Choosing One’s Parents

Choosing One’s Parents
Clockwise from top left: Bella, Bonnie and Elan; Bella and Elan; Bonnie, Elan, Bella and others at a 4:o’clock meal; Bonnie's mother Rose with newborn Elan.

By Bonnie Ellinger

One of the very appealing kibbutz customs is the assigning of a “family” to newcomers. The families are usually long-time kibbutz members who volunteer to be welcoming insiders to facilitate the absorption into the kibbutz of new arrivals. My Zionist youth group friends and I, on a semester-long stay on a kibbutz, worked 4 hours daily and studied Hebrew for another 4, and in the afternoons, we were invited to our “families” for what is known as the 4 o’clock meal. It is the time when children and parents get together after a day’s school or work and unwind in a relaxed home atmosphere, with delicious, (usually high-caloric) pastries, coffee, and conversation. It was an opportunity for many kibbutz members to have a close-up relationship with Jewish- American youth, and for us to get a first taste of how kibbutzniks lived. 

My kibbutz family was lovely. The parents were Polish Holocaust survivors who arrived after the war, and the children were three Israeli-born teenagers. We all got along well, and I enjoyed the relationship with the entire household. Spending time with them was also helpful for learning Hebrew.

My kibbutz “brother” and Elan

Fast-forward several years, I made “aliya” and was living on the same kibbutz with my husband and baby. By this time, I knew many more of the members, spoke Hebrew quite well, and was settled into kibbutz life.
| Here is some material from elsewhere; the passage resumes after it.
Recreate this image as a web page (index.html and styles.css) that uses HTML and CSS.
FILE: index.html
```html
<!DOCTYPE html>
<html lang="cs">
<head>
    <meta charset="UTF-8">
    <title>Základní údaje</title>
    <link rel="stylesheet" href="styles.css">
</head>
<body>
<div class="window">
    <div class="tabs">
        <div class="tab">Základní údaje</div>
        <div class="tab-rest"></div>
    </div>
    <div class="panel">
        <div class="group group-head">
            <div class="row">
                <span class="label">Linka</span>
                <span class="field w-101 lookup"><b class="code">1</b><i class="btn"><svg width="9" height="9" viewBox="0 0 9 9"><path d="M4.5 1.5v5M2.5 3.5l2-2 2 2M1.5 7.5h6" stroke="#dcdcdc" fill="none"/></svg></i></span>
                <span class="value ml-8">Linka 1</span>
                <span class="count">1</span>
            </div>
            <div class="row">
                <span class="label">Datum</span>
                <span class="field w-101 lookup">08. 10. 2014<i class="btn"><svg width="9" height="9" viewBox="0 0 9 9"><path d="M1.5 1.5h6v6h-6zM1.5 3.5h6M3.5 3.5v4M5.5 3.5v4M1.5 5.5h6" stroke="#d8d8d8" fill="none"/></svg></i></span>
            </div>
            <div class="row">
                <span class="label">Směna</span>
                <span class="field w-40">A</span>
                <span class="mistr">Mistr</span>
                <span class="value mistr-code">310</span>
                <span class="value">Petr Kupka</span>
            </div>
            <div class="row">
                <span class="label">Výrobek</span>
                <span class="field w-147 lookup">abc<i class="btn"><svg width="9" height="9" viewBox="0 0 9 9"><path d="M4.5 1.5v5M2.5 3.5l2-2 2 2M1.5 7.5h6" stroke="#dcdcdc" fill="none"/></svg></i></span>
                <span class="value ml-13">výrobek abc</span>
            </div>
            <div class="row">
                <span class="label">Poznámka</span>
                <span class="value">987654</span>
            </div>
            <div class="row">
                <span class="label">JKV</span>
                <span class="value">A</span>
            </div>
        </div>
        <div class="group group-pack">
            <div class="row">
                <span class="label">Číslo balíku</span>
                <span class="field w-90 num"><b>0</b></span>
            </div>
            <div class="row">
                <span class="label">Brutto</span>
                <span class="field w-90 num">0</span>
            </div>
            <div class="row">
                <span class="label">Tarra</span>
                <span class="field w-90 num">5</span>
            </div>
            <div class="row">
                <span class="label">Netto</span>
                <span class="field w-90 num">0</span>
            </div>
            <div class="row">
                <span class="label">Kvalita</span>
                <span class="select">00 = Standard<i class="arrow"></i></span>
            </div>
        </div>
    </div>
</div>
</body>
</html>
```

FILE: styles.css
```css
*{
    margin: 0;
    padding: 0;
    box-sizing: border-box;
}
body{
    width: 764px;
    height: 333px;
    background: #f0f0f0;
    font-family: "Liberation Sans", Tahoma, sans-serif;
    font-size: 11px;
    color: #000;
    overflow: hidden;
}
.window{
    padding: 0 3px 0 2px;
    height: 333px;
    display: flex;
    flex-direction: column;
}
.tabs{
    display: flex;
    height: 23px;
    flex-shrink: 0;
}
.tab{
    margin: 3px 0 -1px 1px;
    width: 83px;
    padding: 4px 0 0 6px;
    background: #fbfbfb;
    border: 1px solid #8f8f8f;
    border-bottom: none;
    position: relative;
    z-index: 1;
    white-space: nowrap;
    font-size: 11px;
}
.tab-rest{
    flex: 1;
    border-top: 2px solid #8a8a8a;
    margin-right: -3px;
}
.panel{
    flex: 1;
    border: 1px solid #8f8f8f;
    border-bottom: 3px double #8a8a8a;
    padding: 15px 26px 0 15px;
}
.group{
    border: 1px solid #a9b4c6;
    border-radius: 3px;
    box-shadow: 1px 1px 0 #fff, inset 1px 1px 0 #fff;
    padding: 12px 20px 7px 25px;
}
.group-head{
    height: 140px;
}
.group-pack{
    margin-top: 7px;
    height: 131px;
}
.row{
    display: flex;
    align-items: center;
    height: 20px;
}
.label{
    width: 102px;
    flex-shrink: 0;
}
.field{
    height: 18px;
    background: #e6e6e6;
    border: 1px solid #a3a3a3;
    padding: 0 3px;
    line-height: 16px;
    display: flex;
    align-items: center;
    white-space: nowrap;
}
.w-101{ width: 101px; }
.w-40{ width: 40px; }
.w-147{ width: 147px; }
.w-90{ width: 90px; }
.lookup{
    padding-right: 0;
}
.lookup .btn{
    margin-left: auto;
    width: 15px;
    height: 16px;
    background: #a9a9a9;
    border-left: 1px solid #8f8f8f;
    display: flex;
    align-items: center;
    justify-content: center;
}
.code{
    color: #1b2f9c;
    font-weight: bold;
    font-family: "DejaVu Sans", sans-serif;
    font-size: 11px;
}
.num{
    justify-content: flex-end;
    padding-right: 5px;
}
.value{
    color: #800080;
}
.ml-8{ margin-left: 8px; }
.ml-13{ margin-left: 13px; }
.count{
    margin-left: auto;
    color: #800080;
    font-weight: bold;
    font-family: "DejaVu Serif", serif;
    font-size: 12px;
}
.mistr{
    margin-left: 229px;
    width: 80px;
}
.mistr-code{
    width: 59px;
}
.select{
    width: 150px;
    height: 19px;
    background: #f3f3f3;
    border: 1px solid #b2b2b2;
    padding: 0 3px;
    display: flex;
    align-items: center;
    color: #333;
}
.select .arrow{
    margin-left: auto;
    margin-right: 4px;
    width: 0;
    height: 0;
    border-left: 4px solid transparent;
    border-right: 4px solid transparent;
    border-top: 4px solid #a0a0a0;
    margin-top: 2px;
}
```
I think I first met Chaim because we were working together for a period of time in the dining room. I found him fascinating. He had had very few years of formal schooling, since he joined the partisans in the Polish forests during the war. What especially attracted me was his great knowledge of classical music, as music was a central part of my life, and I considered pursuing it as a profession.
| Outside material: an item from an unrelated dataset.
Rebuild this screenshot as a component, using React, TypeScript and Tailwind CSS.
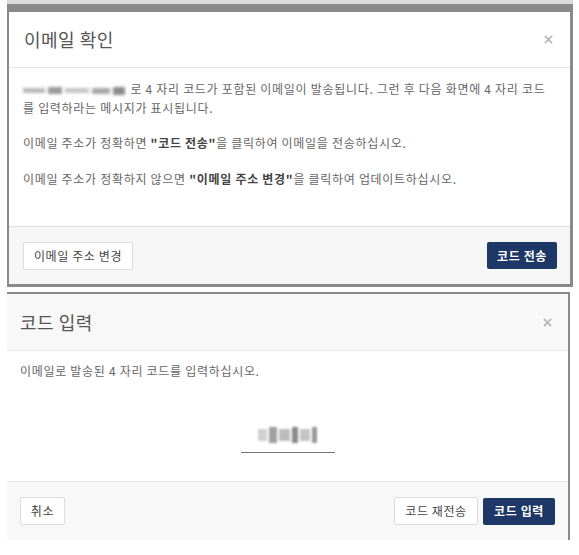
const font = { fontFamily: '"Noto Sans CJK KR", "Noto Sans", sans-serif' };

function Blur({ className }: { className: string }) {
  return (
    <span className={`inline-block align-middle blur-[1.5px] ${className}`}>
      <span className="flex h-full items-center gap-[3px]">
        <span className="h-[5px] w-[22px] bg-[#b8b8b8]" />
        <span className="h-[7px] w-[14px] bg-[#9a9a9a]" />
        <span className="h-[5px] w-[24px] bg-[#c4c4c4]" />
        <span className="h-[6px] w-[18px] bg-[#a8a8a8]" />
        <span className="h-[8px] w-[12px] bg-[#8c8c8c]" />
      </span>
    </span>
  );
}

function CodeBlur() {
  return (
    <span className="flex h-[18px] w-[60px] items-center gap-[2px] blur-[1.2px]">
      <span className="h-[12px] w-[10px] bg-[#d0d0d0]" />
      <span className="h-[16px] w-[8px] bg-[#a0a0a0]" />
      <span className="h-[12px] w-[12px] bg-[#bcbcbc]" />
      <span className="h-[16px] w-[6px] bg-[#8a8a8a]" />
      <span className="h-[12px] w-[10px] bg-[#c4c4c4]" />
      <span className="h-[16px] w-[6px] bg-[#999]" />
    </span>
  );
}

function CloseX() {
  return (
    <svg width="9" height="9" viewBox="0 0 10 10" className="text-[#b5b5b5]">
      <path d="M1 1L9 9M9 1L1 9" stroke="currentColor" strokeWidth="1.8" />
    </svg>
  );
}

export default function App() {
  return (
    <div className="h-[555px] w-[579px] bg-white text-[#666]" style={font}>
      {/* 이메일 확인 */}
      <div className="ml-[7px] w-[566px] border-t-4 border-[#dcdcdc]">
        <div className="border-t-[8px] border-l-2 border-r-[3px] border-b-[3px] border-[#8a8a8a]">
          <div className="flex h-[56px] items-center justify-between border-b border-[#e3e3e3] pl-[15px] pr-[17px]">
            <h2 className="text-[18px] tracking-[0.5px] text-[#555]">이메일 확인</h2>
            <CloseX />
          </div>
          <div className="h-[158px] px-[14px] pt-[12px] text-[12px] leading-[17px] tracking-[0.7px]">
            <p>
              <Blur className="h-[17px] w-[104px]" /> 로 4 자리 코드가 포함된 이메일이 발송됩니다. 그런 후 다음 화면에 4 자리 코드
              <br />를 입력하라는 메시지가 표시됩니다.
            </p>
            <p className="mt-[18px]">
              이메일 주소가 정확하면 <b className="font-bold text-[#444]">"코드 전송"</b>을 클릭하여 이메일을 전송하십시오.
            </p>
            <p className="mt-[19px]">
              이메일 주소가 정확하지 않으면 <b className="font-bold text-[#444]">"이메일 주소 변경"</b>을 클릭하여 업데이트하십시오.
            </p>
          </div>
          <div className="flex h-[58px] items-center justify-between border-t border-[#e0e0e0] bg-[#f6f6f6] pl-[14px] pr-[13px]">
            <button className="h-[28px] w-[110px] rounded-[2px] border border-[#dcdcdc] bg-white text-[12px] tracking-[0.6px] text-[#444]">
              이메일 주소 변경
            </button>
            <button className="h-[27px] w-[70px] rounded-[2px] bg-[#1d3866] text-[12px] font-semibold tracking-[0.6px] text-white">
              코드 전송
            </button>
          </div>
        </div>
      </div>

      {/* 코드 입력 */}
      <div className="ml-[7px] mt-[5px] w-[563px] border-t-2 border-r-2 border-[#8a8a8a]">
        <div className="flex h-[57px] items-center justify-between border-b border-[#e6e6e6] bg-[#f8f8f8] pl-[13px] pr-[16px]">
          <h2 className="text-[18px] tracking-[0.5px] text-[#555]">코드 입력</h2>
          <CloseX />
        </div>
        <div className="h-[130px] px-[13px] pt-[11px] text-[12px] leading-[17px] tracking-[0.7px]">
          <p>이메일로 발송된 4 자리 코드를 입력하십시오.</p>
          <div className="mt-[44px] flex justify-center">
            <div className="flex h-[30px] w-[94px] items-start justify-center border-b border-[#777] pt-[3px]">
              <CodeBlur />
            </div>
          </div>
        </div>
        <div className="flex h-[59px] items-center justify-between border-t border-[#e3e3e3] bg-[#f8f8f8] pl-[13px] pr-[13px]">
          <button className="h-[28px] w-[45px] rounded-[2px] border border-[#dcdcdc] bg-white text-[12px] tracking-[0.6px] text-[#444]">
            취소
          </button>
          <div className="flex items-center gap-[5px]">
            <button className="h-[28px] w-[84px] rounded-[2px] border border-[#dcdcdc] bg-white text-[12px] tracking-[0.6px] text-[#444]">
              코드 재전송
            </button>
            <button className="h-[27px] w-[72px] rounded-[2px] bg-[#1d3866] text-[12px] font-semibold tracking-[0.6px] text-white">
              코드 입력
            </button>
          </div>
        </div>
      </div>
    </div>
  );
}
I still had a warm bond with my kibbutz family, but there was something about Chaim and his wife Bella that really attracted me. When I asked them if they could be my (new) “parents”, they readily agreed. Of course, I first went to my “original” parents to explain that I was feeling very close to Bella and Chaim and asked the family if it would be ok for me to switch. They were very gracious, said they understood, and we remained friendly.

Bella, Chaim, Elan and my kibbutz “sister”

I must have instinctively known that the relationship with Bella and Chaim would be very special. Bella was an only child from Kovno, Lithuania, and spent 4 years in Bergen-Belsen from the age of 16-20. She and Chaim met on the Exodus, fell in love, joked about the miscommunication in their different Yiddishes (Polish vs. Lithuanian), and went to settle on the kibbutz.

Bella was wise, kind, had a wonderful sense of humor and was a well-needed mother-figure for me, as I was quite young. Bella and Chaim became doting grandparents for my son, Elan, and their children became my siblings. 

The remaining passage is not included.